The Value of Open Sources
Not only are open sources at times indistinguishable from secrets, but OSINT often surpasses classified information in value for following and analyzing intelligence issues. By value, I am thinking in terms of speed, quantity, quality, clarity, ease of use, and cost.

Speed: When a crisis erupts in some distant part of the globe, in an area where established intelligence assets are thin, intelligence analysts and policymakers alike will often turn first to the television set and Internet.[9]

Quantity: There are far more bloggers, journalists, pundits, television reporters, and think-tankers in the world than there are case officers. While two or three of the latter may, with good agents, beat the legions of open reporters by their access to secrets, the odds are good that the composite bits of information assembled from the many can often approach, match, or even surpass the classified reporting of the few.

Quality: As noted above, duped intelligence officers at times produce reports based on newspaper clippings and agent fabrications. Such reports are inferior to open sources untainted by agent lies.

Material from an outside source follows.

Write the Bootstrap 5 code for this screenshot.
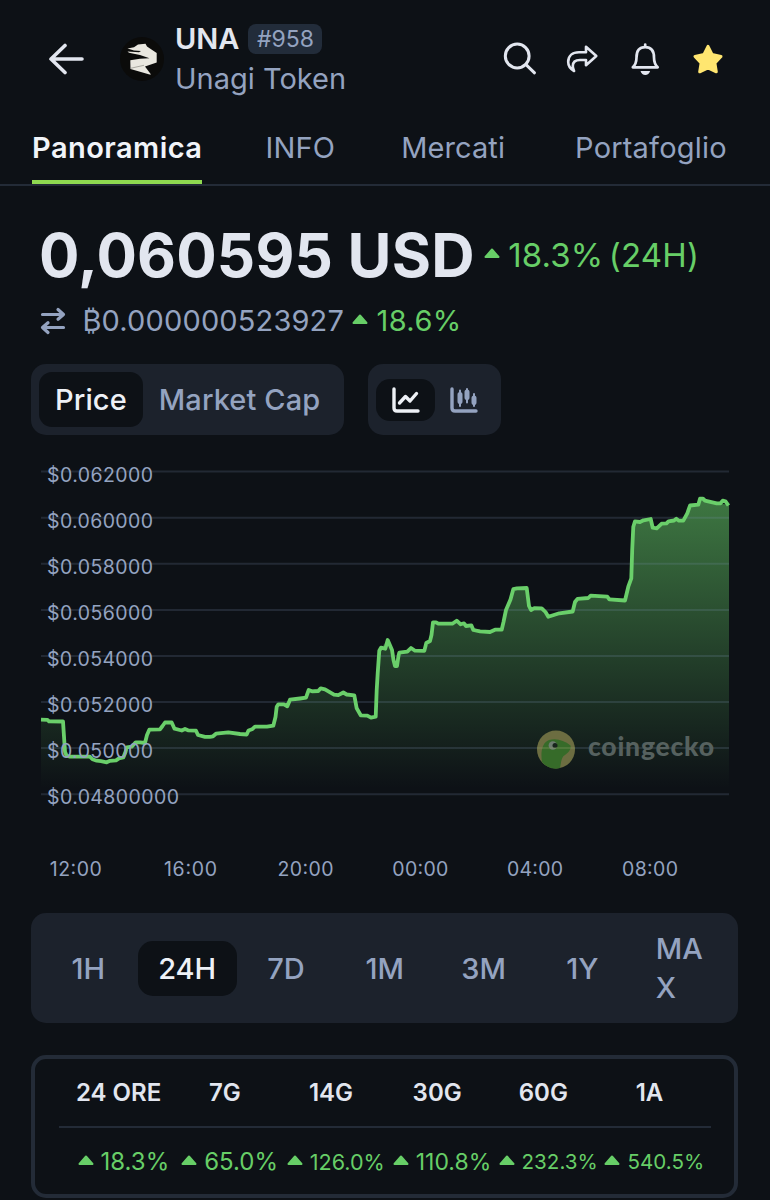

Clarity: An analyst or policymaker often finds even accurate HUMINT a problem. For example, when an officer of the CIA’s Directorate of Intelligence (DI), reads a report on a foreign leader based on “a source of unproven reliability,” or words to that effect, the dilemma is clear. Yet, the problem remains with a report from a “reliable source.” Who is that? The leader’s defense minister? The defense minister’s brother? The mistress of the defense minister’s brother’s cousin? The DI analyst will likely never know, for officers of the Directorate of Operations (DO) closely guard their sources and methods. This lack of clarity reportedly contributed, for example, to the Iraqi WMD debacle in 2002-03. The DO reportedly described a single source in various ways, which may have misled DI analysts into believing that they had a strong case built on multiple sources for the existence of Iraqi weapons of mass destruction.[10] With open information, sources are often unclear. With secrets, they almost always are.